It’s not just that Maslany played a bunch of characters; she embodied these near-identical women so fully, even her own mother forgot she was watching her daughter perform. From the uptight soccer mom Alison to the hippie-chick scientist Cosima to the corporate ice queen Rachel to the feral Helena, Maslany never falters. It’s easy to forget how many layers of performance Maslany puts on and then slips off like a silk robe, particularly when one clone disguises herself as another.

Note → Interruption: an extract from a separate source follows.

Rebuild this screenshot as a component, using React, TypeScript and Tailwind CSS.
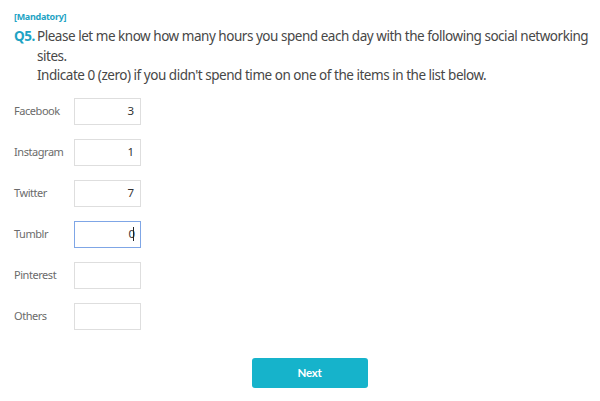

Orphan Black’s concept strained believability, and particularly toward the end, it became overly convoluted and difficult to follow. But Maslany’s performance(s) anchored this often-flighty show. Her win is a fitting send-off to the now-canceled Orphan Black, and a starter pistol for the rest of her career. I can’t wait. — Lara Zarum, TV Editor

Louie Anderson’s win for Baskets

Though I was exceedingly excited about the wins by Julia Louis-Dreyfus and Jeffrey Tambor, they didn’t come as at all surprising: the two of them are giving some of the most nuanced performances television has ever seen. But one major surprise for me was Louie Anderson in Zach Galifianakis’ Baskets — and it’s surprising simply because this show is just so fucking weird that I assumed it’d go ignored. (As it mostly did on its release.) I was rooting Tituss Burgess — whose comic timing is a thing of divinity — but I think Louie Anderson’s win is also a triumph, for two reasons: it showed that Academy of Television Arts and Sciences voters were finally digging into series that weren’t at the center of media hype, or that weren’t simply, safe. The other reason is because Louie Anderson is what keeps the show grounded.

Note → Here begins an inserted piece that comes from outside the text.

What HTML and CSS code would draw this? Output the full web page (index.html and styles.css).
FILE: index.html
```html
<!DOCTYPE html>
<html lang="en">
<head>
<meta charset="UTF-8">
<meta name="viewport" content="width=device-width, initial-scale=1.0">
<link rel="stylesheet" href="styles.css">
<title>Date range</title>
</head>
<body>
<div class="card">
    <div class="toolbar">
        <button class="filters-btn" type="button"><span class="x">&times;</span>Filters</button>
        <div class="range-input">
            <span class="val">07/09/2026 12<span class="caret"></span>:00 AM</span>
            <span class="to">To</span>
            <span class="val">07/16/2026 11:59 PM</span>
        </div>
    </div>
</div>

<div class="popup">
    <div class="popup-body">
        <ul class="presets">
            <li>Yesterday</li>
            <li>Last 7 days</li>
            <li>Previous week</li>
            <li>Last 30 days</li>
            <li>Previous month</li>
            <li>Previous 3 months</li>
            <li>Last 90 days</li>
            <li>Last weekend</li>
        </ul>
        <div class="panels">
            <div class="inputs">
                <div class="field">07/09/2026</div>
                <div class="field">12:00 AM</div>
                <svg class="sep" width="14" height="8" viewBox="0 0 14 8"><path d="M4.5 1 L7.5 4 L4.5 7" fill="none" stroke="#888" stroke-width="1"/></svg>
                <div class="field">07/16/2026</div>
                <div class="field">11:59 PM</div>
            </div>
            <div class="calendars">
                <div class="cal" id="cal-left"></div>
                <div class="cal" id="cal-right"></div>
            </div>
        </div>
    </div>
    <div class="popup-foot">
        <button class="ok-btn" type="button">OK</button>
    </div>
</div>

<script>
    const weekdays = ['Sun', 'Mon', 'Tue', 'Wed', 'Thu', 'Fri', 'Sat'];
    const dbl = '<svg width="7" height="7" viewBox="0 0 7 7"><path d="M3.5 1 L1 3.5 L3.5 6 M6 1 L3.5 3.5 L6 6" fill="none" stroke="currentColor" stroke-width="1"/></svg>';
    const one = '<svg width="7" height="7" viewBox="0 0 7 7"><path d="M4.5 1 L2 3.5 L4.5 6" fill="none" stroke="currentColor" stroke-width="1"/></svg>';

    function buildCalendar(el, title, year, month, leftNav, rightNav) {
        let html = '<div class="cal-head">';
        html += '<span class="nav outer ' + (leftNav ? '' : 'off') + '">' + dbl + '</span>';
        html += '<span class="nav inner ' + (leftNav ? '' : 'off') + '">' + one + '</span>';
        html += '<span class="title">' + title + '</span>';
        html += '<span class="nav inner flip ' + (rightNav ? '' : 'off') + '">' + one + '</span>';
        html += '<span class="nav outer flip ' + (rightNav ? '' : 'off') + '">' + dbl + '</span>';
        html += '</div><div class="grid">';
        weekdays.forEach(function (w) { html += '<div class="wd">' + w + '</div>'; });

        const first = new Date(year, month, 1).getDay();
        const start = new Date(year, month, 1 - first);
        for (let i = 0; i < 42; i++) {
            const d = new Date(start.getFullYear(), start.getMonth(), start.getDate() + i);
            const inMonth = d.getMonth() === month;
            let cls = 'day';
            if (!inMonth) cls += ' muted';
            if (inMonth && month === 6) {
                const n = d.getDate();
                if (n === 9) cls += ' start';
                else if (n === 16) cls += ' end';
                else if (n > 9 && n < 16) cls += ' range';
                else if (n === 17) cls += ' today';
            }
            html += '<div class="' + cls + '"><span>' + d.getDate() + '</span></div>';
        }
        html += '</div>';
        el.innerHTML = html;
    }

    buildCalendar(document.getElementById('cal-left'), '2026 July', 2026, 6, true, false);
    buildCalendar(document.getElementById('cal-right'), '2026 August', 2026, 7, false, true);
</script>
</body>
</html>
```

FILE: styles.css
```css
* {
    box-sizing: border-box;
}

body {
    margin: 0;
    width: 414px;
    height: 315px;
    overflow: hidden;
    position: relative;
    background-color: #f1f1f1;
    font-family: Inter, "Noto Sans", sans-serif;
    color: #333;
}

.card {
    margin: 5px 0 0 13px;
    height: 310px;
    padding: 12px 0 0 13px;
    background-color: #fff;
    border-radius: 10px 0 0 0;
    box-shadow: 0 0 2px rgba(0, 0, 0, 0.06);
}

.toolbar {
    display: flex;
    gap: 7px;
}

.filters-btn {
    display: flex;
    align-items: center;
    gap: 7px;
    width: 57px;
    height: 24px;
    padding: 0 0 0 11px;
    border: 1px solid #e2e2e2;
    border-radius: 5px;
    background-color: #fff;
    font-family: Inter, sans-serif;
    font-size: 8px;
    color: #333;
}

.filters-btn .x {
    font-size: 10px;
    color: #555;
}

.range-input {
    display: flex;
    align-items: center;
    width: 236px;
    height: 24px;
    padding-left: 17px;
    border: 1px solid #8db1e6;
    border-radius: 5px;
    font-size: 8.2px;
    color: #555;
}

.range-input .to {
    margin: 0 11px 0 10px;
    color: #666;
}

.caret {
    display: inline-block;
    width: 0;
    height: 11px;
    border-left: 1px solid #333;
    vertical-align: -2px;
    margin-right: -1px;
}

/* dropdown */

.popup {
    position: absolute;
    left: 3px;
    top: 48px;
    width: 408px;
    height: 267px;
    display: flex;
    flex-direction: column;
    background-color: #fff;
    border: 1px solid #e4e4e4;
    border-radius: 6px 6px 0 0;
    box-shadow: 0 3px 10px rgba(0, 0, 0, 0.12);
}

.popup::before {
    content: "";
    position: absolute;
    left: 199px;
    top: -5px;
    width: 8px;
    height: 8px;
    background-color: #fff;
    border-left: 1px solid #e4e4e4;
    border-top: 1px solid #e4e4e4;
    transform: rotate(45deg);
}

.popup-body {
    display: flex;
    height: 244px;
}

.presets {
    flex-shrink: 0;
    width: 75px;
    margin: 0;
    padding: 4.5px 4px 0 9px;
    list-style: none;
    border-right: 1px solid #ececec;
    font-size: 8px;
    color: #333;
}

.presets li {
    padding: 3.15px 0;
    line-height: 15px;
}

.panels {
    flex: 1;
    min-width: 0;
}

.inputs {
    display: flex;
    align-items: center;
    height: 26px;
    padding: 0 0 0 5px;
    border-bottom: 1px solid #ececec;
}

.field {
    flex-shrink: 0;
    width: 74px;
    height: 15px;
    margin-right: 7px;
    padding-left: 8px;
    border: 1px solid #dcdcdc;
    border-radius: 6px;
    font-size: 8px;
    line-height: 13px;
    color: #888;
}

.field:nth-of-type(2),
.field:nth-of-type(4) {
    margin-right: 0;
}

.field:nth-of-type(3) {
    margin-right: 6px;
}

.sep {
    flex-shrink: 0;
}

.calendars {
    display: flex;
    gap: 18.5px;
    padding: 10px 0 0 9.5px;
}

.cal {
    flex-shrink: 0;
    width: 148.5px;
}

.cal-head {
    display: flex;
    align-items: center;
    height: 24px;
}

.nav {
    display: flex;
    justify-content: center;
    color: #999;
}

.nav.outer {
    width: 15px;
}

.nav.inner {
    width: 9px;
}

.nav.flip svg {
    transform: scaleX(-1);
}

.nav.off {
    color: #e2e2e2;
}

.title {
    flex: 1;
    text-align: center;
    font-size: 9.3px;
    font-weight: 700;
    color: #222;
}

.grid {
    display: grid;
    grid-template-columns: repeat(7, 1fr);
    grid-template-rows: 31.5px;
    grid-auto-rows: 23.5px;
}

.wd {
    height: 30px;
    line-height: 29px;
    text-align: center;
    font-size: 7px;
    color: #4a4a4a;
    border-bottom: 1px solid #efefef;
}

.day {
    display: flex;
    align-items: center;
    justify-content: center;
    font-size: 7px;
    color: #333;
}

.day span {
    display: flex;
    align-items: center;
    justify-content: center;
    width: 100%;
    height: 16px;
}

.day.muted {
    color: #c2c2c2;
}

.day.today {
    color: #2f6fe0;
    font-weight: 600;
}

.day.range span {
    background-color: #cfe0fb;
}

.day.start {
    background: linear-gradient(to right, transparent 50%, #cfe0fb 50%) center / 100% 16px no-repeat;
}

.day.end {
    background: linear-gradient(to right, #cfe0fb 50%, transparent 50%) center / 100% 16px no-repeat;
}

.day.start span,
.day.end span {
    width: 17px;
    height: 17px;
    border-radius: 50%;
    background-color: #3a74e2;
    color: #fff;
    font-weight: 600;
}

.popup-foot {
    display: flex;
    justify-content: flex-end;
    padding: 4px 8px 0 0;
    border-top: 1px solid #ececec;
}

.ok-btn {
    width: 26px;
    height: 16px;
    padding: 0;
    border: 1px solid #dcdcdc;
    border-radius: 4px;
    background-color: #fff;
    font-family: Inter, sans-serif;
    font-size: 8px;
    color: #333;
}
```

There’s something huge to the fact that Anderson can dress in drag and not allow that fact to try to drive the performance towards hammy humor and camp. (There’s an inherent campiness to his character, Christine Baskets, but Anderson’s performance allows that quality to speak for itself rather than trying to dictate it.) Christine Baskets is at once hilarious and the emotional core of the show, and to be an emotional core, you need to tap into something deeply natural.

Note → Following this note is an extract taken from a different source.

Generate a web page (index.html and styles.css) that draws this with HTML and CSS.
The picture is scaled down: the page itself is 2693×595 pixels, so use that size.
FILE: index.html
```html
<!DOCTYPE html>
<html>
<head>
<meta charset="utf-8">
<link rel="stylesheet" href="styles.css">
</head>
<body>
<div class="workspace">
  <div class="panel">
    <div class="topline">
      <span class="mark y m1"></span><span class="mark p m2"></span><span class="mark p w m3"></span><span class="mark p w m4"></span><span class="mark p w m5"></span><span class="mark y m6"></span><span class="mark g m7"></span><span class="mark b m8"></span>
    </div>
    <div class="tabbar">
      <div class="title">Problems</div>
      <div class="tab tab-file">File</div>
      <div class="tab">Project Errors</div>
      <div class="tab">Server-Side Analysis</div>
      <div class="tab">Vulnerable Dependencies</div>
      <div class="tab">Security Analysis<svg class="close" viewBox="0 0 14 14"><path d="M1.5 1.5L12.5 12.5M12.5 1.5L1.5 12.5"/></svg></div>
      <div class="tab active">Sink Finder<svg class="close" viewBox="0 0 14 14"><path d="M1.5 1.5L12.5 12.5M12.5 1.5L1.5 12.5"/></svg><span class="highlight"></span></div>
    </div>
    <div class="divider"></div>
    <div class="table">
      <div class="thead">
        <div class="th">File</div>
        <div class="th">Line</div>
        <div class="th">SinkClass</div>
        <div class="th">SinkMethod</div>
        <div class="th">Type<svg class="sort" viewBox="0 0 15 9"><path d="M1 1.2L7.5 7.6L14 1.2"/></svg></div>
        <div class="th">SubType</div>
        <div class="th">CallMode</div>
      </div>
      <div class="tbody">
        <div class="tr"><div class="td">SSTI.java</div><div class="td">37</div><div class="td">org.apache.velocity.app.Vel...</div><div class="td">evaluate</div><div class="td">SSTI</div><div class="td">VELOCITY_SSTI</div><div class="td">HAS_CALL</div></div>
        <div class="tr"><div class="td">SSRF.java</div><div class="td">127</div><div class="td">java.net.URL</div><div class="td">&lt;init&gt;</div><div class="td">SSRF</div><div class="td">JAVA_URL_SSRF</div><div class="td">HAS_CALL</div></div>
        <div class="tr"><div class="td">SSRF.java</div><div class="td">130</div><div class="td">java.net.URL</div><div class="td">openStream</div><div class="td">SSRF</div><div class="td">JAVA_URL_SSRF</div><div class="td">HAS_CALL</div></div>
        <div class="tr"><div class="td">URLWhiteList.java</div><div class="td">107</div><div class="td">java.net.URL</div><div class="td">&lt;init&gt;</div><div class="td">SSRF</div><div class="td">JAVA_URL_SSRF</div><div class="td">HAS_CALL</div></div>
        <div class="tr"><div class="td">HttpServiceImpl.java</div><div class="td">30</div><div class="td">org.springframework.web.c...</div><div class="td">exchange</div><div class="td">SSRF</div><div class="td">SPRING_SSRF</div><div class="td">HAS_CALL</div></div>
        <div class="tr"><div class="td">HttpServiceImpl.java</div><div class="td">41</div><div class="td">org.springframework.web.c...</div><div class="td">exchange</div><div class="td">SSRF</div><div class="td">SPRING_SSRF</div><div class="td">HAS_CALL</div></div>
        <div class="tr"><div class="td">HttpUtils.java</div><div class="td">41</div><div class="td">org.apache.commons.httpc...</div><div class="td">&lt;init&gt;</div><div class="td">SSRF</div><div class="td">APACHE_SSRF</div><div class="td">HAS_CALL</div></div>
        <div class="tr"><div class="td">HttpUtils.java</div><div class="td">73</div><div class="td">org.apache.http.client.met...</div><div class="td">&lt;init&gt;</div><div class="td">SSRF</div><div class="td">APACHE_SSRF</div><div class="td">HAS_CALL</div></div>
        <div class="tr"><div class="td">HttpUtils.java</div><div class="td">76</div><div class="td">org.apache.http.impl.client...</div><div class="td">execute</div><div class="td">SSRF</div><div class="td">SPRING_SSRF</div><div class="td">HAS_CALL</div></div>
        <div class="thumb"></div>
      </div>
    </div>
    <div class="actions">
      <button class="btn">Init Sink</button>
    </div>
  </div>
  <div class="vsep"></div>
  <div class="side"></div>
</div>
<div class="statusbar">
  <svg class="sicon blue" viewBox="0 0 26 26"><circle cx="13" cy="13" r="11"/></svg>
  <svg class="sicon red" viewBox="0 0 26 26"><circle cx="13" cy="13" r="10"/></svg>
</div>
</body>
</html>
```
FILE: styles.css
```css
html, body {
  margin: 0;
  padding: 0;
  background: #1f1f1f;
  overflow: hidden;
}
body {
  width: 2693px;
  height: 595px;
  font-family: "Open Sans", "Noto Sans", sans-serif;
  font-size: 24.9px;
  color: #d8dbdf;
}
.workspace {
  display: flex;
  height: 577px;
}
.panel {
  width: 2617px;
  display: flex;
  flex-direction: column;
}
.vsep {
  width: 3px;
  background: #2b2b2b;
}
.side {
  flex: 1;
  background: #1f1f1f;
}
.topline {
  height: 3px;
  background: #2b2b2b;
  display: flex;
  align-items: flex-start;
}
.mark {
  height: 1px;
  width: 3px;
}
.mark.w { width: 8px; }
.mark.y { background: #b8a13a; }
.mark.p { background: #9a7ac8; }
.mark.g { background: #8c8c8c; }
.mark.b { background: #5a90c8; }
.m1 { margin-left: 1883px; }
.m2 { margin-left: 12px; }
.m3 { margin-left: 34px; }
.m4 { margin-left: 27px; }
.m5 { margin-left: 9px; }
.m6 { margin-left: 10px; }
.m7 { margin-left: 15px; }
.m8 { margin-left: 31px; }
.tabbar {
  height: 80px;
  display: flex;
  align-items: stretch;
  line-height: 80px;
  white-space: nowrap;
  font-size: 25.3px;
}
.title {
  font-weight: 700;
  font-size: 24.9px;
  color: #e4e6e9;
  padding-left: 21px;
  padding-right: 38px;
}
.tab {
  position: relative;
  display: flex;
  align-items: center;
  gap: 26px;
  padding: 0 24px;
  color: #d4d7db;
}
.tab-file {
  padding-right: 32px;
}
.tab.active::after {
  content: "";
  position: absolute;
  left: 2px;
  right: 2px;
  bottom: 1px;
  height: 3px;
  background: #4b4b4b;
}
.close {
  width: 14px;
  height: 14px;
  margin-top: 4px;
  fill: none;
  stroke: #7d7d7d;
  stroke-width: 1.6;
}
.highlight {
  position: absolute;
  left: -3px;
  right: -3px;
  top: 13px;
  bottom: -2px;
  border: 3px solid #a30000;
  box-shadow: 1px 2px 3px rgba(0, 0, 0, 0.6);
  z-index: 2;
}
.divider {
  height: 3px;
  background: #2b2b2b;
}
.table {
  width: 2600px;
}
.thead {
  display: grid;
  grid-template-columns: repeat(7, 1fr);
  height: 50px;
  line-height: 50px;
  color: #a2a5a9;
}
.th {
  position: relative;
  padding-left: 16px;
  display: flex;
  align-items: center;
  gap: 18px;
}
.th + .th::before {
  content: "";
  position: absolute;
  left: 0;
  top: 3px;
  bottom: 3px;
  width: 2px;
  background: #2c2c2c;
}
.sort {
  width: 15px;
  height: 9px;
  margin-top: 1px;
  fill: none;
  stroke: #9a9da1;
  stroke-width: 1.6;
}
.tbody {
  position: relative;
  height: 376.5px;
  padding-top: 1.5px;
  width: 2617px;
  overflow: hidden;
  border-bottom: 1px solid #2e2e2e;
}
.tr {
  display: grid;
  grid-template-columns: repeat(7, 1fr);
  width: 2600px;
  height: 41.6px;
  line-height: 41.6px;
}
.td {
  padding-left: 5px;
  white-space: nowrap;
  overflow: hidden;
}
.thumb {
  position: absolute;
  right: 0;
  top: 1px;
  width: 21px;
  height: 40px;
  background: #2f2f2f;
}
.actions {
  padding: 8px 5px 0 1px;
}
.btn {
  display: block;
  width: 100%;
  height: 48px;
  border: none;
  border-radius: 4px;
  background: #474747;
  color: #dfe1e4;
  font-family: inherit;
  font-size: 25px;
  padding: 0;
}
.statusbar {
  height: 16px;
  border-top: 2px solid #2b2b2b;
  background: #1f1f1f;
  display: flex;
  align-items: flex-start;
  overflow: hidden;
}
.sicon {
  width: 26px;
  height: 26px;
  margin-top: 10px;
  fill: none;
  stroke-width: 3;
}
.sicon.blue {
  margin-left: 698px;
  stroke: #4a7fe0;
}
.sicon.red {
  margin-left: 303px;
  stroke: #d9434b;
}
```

Baskets is a series that’s alienating and off-putting — with an air of melancholy absurdism and a disinterest, generally, in getting audiences to emotionally connect with the characters (with the exception of Christine) — and that can be wonderful, but also sometimes make it seem aimless. It was Anderson’s performance — which he describes as modeled after his own mother — that kept me coming back for a whole season, to the sad world of Christine’s son — a failing, deluded, classically trained clown in Bakersfield who happens to have a lovely, generous mother played by a male comedian in a wig and mumu. — Moze Halperin, Associate Editor

Speeches by Transparent Winners

Look, I’m not going to wholeheartedly defend Transparent from critiques of its politics or is production. The shout-outs to Jeff Bezos and the Amazon empire I heard from Jill Soloway and Jeffrey Tambor during the Emmys last night left me with a queasy feeling, given all we know about the effect the company is having both on literature and labor practices.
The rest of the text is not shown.